The Net Zero Heat program is a design service and challenge where we acknowledge homes that match or beat the performance of the Conservation House, so if you read our Net Zero Heat pages I think you will find we have given credit where it is due.
The design philosophy of passive heating and cooling took far too long a break until it was revived by a group of Canadian designers led by Harold Orr.
We did consider Passive House certification for this project, but in the end found it wasn't in our interest. So implying involvement with the Passive House brand wouldn't be fair to them, nor have we paid for that privilege. And the Passive House Institute didn't contribute to this project so it also wouldn't be fair to our design team.
That said, I highly recommend reading Harold Orr's own reflections on his passive house design that changed the construction industry. What his team did for cold climate housing is similar to what the Wright brothers did for aviation. These were pioneers that brought us the HRV, the blower door test, and arguably the 'air barrier'. No amount of credit given to them seems enough. Best regards.
Sounds great, how soon until you are building and selling them in Victoria, B.C.?
Hi Paul,
All we do from out end is building envelope optimization, building it is up to you. This first one was built by Alain Hamel of Ecohome, but only because it was his own.

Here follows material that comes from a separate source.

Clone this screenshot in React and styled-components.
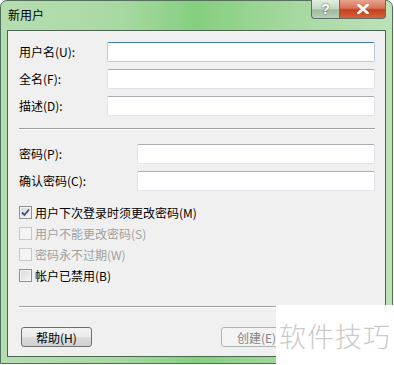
import React from 'react'
import styled, { createGlobalStyle } from 'styled-components'

const GlobalStyle = createGlobalStyle`
  body {
    margin: 0;
    background: #ffffff;
    font-family: "Noto Sans CJK SC", "Liberation Sans", sans-serif;
    font-size: 12px;
    color: #000;
  }
`

function Checkbox({ checked, disabled }) {
  return (
    <Box disabled={disabled}>
      {checked && (
        <svg width="9" height="9" viewBox="0 0 9 9">
          <path d="M1 4.5 L3.5 7 L8 1.5" fill="none" stroke="#3a4f7a" strokeWidth="1.8" />
        </svg>
      )}
    </Box>
  )
}

function App() {
  return (
    <>
      <GlobalStyle />
      <Window>
        <TitleBar>
          <Title>新用户</Title>
          <Caption>
            <HelpButton>?</HelpButton>
            <CloseButton>
              <svg width="12" height="10" viewBox="0 0 12 10">
                <path d="M1.5 1 L10.5 9 M10.5 1 L1.5 9" stroke="#fff" strokeWidth="2.6" strokeLinecap="square" />
              </svg>
            </CloseButton>
          </Caption>
        </TitleBar>
        <Client>
          <Fields labelWidth={88}>
            <Label>用户名(U):</Label>
            <Input focused />
            <Label>全名(F):</Label>
            <Input />
            <Label>描述(D):</Label>
            <Input />
          </Fields>
          <Rule top={12} />
          <Fields labelWidth={118} top={14}>
            <Label>密码(P):</Label>
            <Input />
            <Label>确认密码(C):</Label>
            <Input />
          </Fields>
          <Checks>
            <CheckRow><Checkbox checked /><span>用户下次登录时须更改密码(M)</span></CheckRow>
            <CheckRow disabled><Checkbox disabled /><span>用户不能更改密码(S)</span></CheckRow>
            <CheckRow disabled><Checkbox disabled /><span>密码永不过期(W)</span></CheckRow>
            <CheckRow><Checkbox /><span>帐户已禁用(B)</span></CheckRow>
          </Checks>
          <Rule top={20} />
          <Buttons>
            <Button>帮助(H)</Button>
            <Button disabled>创建(E)</Button>
          </Buttons>
        </Client>
      </Window>
      <Watermark>软件技巧</Watermark>
    </>
  )
}

export default App

const Window = styled.div`
  width: 393px;
  height: 364px;
  border: 1px solid #55705a;
  border-radius: 7px 7px 0 0;
  background: linear-gradient(90deg, #b6ddb1 0%, #a9d9a3 30%, #85cf7f 50%, #a6d8a0 75%, #bde2b8 100%);
  display: flex;
  flex-direction: column;
  padding: 0 6px 6px 6px;
  box-sizing: border-box;
`

const TitleBar = styled.div`
  height: 29px;
  display: flex;
  justify-content: space-between;
  align-items: flex-start;
`

const Title = styled.div`
  padding: 6px 0 0 1px;
  font-size: 12px;
  line-height: 16px;
`

const Caption = styled.div`
  display: flex;
  margin-top: -1px;
`

const CaptionButton = styled.div`
  height: 19px;
  display: flex;
  align-items: center;
  justify-content: center;
  border: 1px solid #5d6f62;
  border-top: none;
  box-sizing: border-box;
`

const HelpButton = styled(CaptionButton)`
  width: 28px;
  border-right: none;
  border-radius: 0 0 0 4px;
  background: linear-gradient(#e2efe0, #c2d6c0 50%, #9fb9a0 55%, #b9d0b8);
  color: #fff;
  font-family: "Liberation Sans", sans-serif;
  font-weight: bold;
  font-size: 14px;
  text-shadow: 0 0 2px #3c4c40;
`

const CloseButton = styled(CaptionButton)`
  width: 47px;
  border-radius: 0 0 4px 0;
  background: linear-gradient(#e8a48e, #d9735a 45%, #c4401f 55%, #d5633e);
`

const Client = styled.div`
  flex: 1;
  background: #f0f0f0;
  border: 1px solid #4b6650;
  padding: 11px 10px 0 11px;
  display: flex;
  flex-direction: column;
`

const Fields = styled.div`
  display: grid;
  grid-template-columns: ${p => p.labelWidth}px 1fr;
  row-gap: 7px;
  align-items: center;
  margin-top: ${p => p.top || 0}px;
`

const Label = styled.div`
  font-size: 12px;
  line-height: 20px;
`

const Input = styled.div`
  height: 20px;
  box-sizing: border-box;
  background: #fff;
  border: 1px solid ${p => (p.focused ? '#b6cee4' : '#e2e3ea')};
  border-top-color: ${p => (p.focused ? '#3d7bad' : '#abadb3')};
  border-radius: 2px;
`

const Rule = styled.div`
  margin-top: ${p => p.top}px;
  height: 1px;
  background: #a0a0a0;
  border-bottom: 1px solid #ffffff;
`

const Checks = styled.div`
  margin-top: 11px;
  display: flex;
  flex-direction: column;
`

const CheckRow = styled.div`
  height: 21px;
  display: flex;
  align-items: center;
  gap: 3px;
  color: ${p => (p.disabled ? '#a0a0a0' : '#000')};
`

const Box = styled.div`
  width: 13px;
  height: 13px;
  box-sizing: border-box;
  border: 1px solid ${p => (p.disabled ? '#c8c8c8' : '#8e8f8f')};
  background: ${p => (p.disabled ? '#f4f4f4' : 'linear-gradient(135deg, #d8d8d8, #f6f6f6)')};
  display: flex;
  align-items: center;
  justify-content: center;
  box-shadow: inset 0 0 0 1px #f4f4f4;
`

const Buttons = styled.div`
  margin-top: 19px;
  padding-left: 2px;
  display: flex;
  gap: 129px;
`

const Button = styled.div`
  width: 71px;
  height: 20px;
  box-sizing: border-box;
  border: 1px solid ${p => (p.disabled ? '#adb2b5' : '#707070')};
  border-radius: 3px;
  background: ${p => (p.disabled ? '#f4f4f4' : 'linear-gradient(#f2f2f2 0%, #ebebeb 50%, #dddddd 51%, #cfcfcf 100%)')};
  color: ${p => (p.disabled ? '#838383' : '#000')};
  display: flex;
  align-items: center;
  justify-content: center;
  font-size: 12px;
`

const Watermark = styled.div`
  position: absolute;
  left: 276px;
  top: 305px;
  right: 0;
  height: 60px;
  background: #ffffff;
  color: #cacaca;
  font-size: 27px;
  font-weight: 300;
  letter-spacing: 1px;
  display: flex;
  align-items: center;
  padding-left: 3px;
  overflow: hidden;
`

But location does not impact at all our ability to set you on the right course.
If you are looking at building your own home, send us your plans and we run them through software energy modelling programs along with your specific climate data (temperatures / sun hours) to find out what your ideal building envelope is for your location.
Keep in mind, the Net Zero Heat program is not an 'all or nothing' deal, we help you find where the weakest parts of your thermal envelope are in order to give you a chance to redesign. In the absence of energy modelling such as this it often ends up being the case that we over insulate in some areas and under insulate others. NZH is about adjusting that so you get the most bang for your insulation buck. Drop me a line if you want more info. [email protected]
Congratulations! It is a wonderful design.